The question being asked in the book was, "And just how far would you like to go in?" It came, I believe, from one of Bob Dylan's albums, this story where the person answered, "Just far enough in to say that I’ve been there." And I thought, "For liberation, that's nowhere." You have to go all the way in. All the way into the truth. To go all the way in is to be liberated.
At the time I read that book and I heard that question, I was aware that the Trident submarine was being built and would soon be deployed on the West Coast. I went to my congregation and told them I felt this call to resist and to say no to the Trident submarine. And for anyone who doesn't know the Trident submarine, there's a meditation in my book, Jim Douglass' meditation on the Trident, which ends: "The Trident is the end of the world." And then the question comes: What do you do at the end of the world? The answer: You create a new one.

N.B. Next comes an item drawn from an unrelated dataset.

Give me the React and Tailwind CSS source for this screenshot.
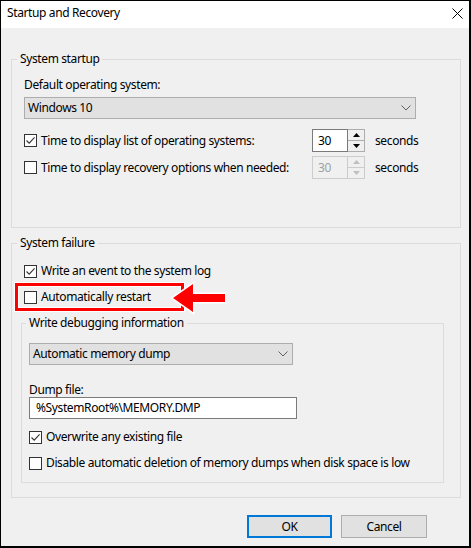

"You have to go all the way in. All the way into the truth. To go all the way in is to be liberated."
— Sr. Jeanne Clark
You also said that you were inspired by Sr. Miriam MacGillis, the co-founder of Genesis Farm.

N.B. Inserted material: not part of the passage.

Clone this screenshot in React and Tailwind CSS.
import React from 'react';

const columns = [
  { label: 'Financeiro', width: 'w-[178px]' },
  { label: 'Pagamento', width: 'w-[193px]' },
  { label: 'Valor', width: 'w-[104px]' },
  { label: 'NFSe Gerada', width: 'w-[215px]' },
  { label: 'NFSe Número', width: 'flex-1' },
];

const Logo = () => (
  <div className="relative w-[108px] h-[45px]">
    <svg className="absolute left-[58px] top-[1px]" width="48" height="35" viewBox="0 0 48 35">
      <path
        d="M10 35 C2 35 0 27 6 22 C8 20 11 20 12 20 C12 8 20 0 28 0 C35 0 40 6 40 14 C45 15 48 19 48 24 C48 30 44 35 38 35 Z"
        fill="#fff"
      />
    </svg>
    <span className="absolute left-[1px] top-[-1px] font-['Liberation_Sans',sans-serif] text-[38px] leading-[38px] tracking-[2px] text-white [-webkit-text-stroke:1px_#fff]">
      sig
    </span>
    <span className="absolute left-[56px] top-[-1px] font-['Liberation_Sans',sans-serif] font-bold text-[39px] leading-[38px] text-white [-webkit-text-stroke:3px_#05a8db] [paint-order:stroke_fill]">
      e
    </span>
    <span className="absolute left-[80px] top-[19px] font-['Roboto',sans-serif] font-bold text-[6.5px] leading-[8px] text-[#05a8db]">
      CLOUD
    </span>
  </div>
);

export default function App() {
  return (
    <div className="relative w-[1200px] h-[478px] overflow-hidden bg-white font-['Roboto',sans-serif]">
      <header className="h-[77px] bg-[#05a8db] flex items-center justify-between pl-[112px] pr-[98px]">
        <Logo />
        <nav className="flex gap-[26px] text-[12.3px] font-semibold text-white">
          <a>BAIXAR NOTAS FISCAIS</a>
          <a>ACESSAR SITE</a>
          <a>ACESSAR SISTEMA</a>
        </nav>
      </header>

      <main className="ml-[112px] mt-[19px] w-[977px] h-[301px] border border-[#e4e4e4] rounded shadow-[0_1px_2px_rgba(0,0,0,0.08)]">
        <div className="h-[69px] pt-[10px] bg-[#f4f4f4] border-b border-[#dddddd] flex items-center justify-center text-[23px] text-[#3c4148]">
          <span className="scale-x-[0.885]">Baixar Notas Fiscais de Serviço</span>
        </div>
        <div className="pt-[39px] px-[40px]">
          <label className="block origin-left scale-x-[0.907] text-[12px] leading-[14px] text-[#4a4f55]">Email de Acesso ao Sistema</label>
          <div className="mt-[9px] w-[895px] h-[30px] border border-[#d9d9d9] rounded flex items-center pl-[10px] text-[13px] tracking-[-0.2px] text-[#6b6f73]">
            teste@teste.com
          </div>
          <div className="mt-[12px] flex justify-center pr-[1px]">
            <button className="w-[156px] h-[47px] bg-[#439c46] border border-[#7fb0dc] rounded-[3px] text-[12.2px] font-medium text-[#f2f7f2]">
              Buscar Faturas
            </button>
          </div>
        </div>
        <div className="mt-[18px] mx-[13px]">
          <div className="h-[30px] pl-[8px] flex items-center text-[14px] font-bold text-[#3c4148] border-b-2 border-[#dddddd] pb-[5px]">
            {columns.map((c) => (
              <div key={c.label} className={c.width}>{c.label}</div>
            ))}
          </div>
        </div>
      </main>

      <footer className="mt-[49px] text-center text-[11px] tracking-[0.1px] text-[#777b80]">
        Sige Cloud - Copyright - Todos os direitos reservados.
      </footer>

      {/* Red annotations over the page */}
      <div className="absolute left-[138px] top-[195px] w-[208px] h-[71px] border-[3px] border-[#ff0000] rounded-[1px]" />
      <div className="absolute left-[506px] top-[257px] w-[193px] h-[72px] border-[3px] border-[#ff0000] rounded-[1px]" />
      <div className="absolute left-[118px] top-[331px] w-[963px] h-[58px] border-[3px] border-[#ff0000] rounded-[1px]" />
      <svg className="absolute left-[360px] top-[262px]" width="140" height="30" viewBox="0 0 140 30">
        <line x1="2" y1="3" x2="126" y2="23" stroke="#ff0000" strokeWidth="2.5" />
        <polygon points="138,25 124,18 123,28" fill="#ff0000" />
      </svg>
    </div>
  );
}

Miriam has had a tremendous influence on my life because she introduced me to the teachings of Thomas Berry. I learned at Genesis Farm about food and farming. I came back to Long Island and founded Homecoming Farm at the motherhouse of the Sisters of St. Dominic.
At Homecoming Farm, the children learn that the bees, the ants, the earthworms, flowers and plants are part of the community. They learn that there are microbes we can't see in the soil. We can't see them with our naked eye, but they're the real farmers. They're very important in the process of creating food.
And so they learn what Thomas Berry taught. We experience it, that there's no such thing as the human community. There's only the Earth community, of which the human is a part. And if we could get that, if we could really understand that on that deep level, everything would change.